[Request] Extract all lines in the data that contain the word "this".
+ + + + + + +
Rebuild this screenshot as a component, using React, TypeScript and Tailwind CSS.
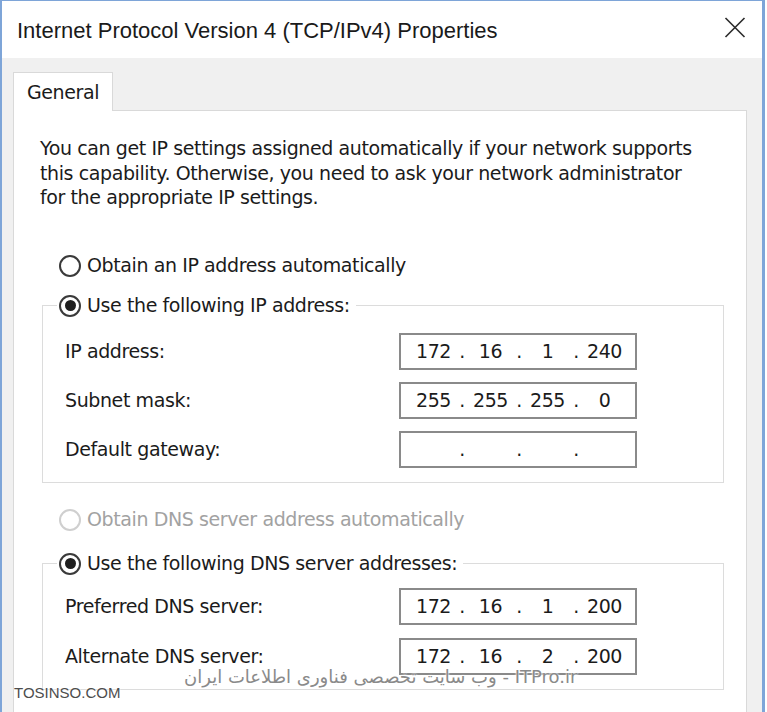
import React from "react";

const body = "font-['DejaVu_Sans',sans-serif] text-[19px] tracking-[-0.4px] text-[#1b1b1b]";

function Radio({ checked, disabled }: { checked?: boolean; disabled?: boolean }) {
  return (
    <span
      className={
        "flex items-center justify-center w-[22px] h-[22px] rounded-full border-2 shrink-0 " +
        (disabled ? "border-[#cfcfcf]" : "border-[#3a3a3a]")
      }
    >
      {checked && <span className="block w-[11px] h-[11px] rounded-full bg-[#1e1e1e]" />}
    </span>
  );
}

function RadioRow({ label, checked, disabled }: { label: string; checked?: boolean; disabled?: boolean }) {
  return (
    <div className="flex items-center h-[26px]">
      <Radio checked={checked} disabled={disabled} />
      <span className={"ml-[6px] whitespace-nowrap " + (disabled ? "text-[#a2a2a2]" : "")}>{label}</span>
    </div>
  );
}

function IpBox({ parts }: { parts: string[] }) {
  return (
    <div className="flex items-center w-[238px] h-[37px] border-2 border-[#8a8a8a] bg-white pl-[8px]">
      {parts.map((p, i) => (
        <React.Fragment key={i}>
          <span className="w-[49px] text-center">{p}</span>
          {i < 3 && <span className="w-[8px] text-center">.</span>}
        </React.Fragment>
      ))}
    </div>
  );
}

function Row({ label, parts }: { label: string; parts: string[] }) {
  return (
    <div className="flex items-center h-[37px] pl-[8px]">
      <span className="w-[334px] shrink-0 whitespace-nowrap">{label}</span>
      <IpBox parts={parts} />
    </div>
  );
}

export default function App() {
  return (
    <div className="w-[767px] h-[712px] bg-white overflow-hidden">
      <div className={"relative w-[765px] h-[712px] border-l-2 border-r-[3px] border-t border-[#7ea5d8] flex flex-col overflow-hidden " + body}>
        {/* Title bar */}
        <div className="h-[57px] shrink-0 bg-white flex items-center justify-between pl-[15px] pr-[16px]">
          <span className="font-['Liberation_Sans',Arial,sans-serif] text-[22px] leading-none tracking-normal text-[#1a1a1a] pt-[3px]">
            Internet Protocol Version 4 (TCP/IPv4) Properties
          </span>
          <svg width="22" height="21" viewBox="0 0 22 21" className="-mt-[4px]">
            <path d="M1.5 1 L20.5 20 M20.5 1 L1.5 20" stroke="#2a2a2a" strokeWidth="1.6" fill="none" />
          </svg>
        </div>

        {/* Body */}
        <div className="flex-1 bg-[#f0f0f0] pl-[11px] pr-[15px] pt-[14px] flex flex-col">
          <div className="relative z-10 -mb-px w-[100px] h-[39px] bg-white border border-b-0 border-[#d9d9d9] flex items-center pl-[13px]">
            General
          </div>
          <div className="h-[640px] shrink-0 bg-white border border-[#d9d9d9] pl-[26px] pt-[25px]">
            <p className="leading-[24.5px] whitespace-nowrap">
              You can get IP settings assigned automatically if your network supports
              <br />
              this capability. Otherwise, you need to ask your network administrator
              <br />
              for the appropriate IP settings.
            </p>

            <div className="mt-[43px] pl-[19px]">
              <RadioRow label="Obtain an IP address automatically" />
            </div>

            <fieldset className="mt-[14px] ml-[2px] w-[682px] border border-[#dcdcdc] px-[14px] pt-[14px] pb-[14px] m-0">
              <legend className="pl-[2px] pr-[6px]">
                <RadioRow label="Use the following IP address:" checked />
              </legend>
              <div className="flex flex-col gap-[12px]">
                <Row label="IP address:" parts={["172", "16", "1", "240"]} />
                <Row label="Subnet mask:" parts={["255", "255", "255", "0"]} />
                <Row label="Default gateway:" parts={["", "", "", ""]} />
              </div>
            </fieldset>

            <div className="mt-[24px] pl-[19px]">
              <RadioRow label="Obtain DNS server address automatically" disabled />
            </div>

            <fieldset className="mt-[18px] ml-[2px] w-[682px] border border-[#dcdcdc] px-[14px] pt-[11px] pb-[14px] m-0">
              <legend className="pl-[2px] pr-[6px]">
                <RadioRow label="Use the following DNS server addresses:" checked />
              </legend>
              <div className="flex flex-col gap-[13px]">
                <Row label="Preferred DNS server:" parts={["172", "16", "1", "200"]} />
                <Row label="Alternate DNS server:" parts={["172", "16", "2", "200"]} />
              </div>
            </fieldset>
          </div>
        </div>

        {/* Watermarks */}
        <div className="absolute left-[12px] top-[684px] font-['Liberation_Sans',Arial,sans-serif] text-[15px] leading-none tracking-normal text-[#4d4d4d] [text-shadow:0_0_2px_#ffffff,0_0_2px_#ffffff]">
          TOSINSO.COM
        </div>
        <div className="absolute left-[182px] top-[667px] font-['DejaVu_Sans',sans-serif] text-[18px] leading-none tracking-normal text-[#8a8a8a] whitespace-nowrap [text-shadow:0_0_2px_#ffffff,0_0_2px_#ffffff]">
          وب سایت تخصصی فناوری اطلاعات ایران - ITPro.ir
        </div>
      </div>
    </div>
  );
}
+ + + + + + +
[Solution to the exercise]
Rebuild this screenshot as a component, using React, TypeScript and Tailwind CSS.
              this capability. Otherwise, you need to ask your network administrator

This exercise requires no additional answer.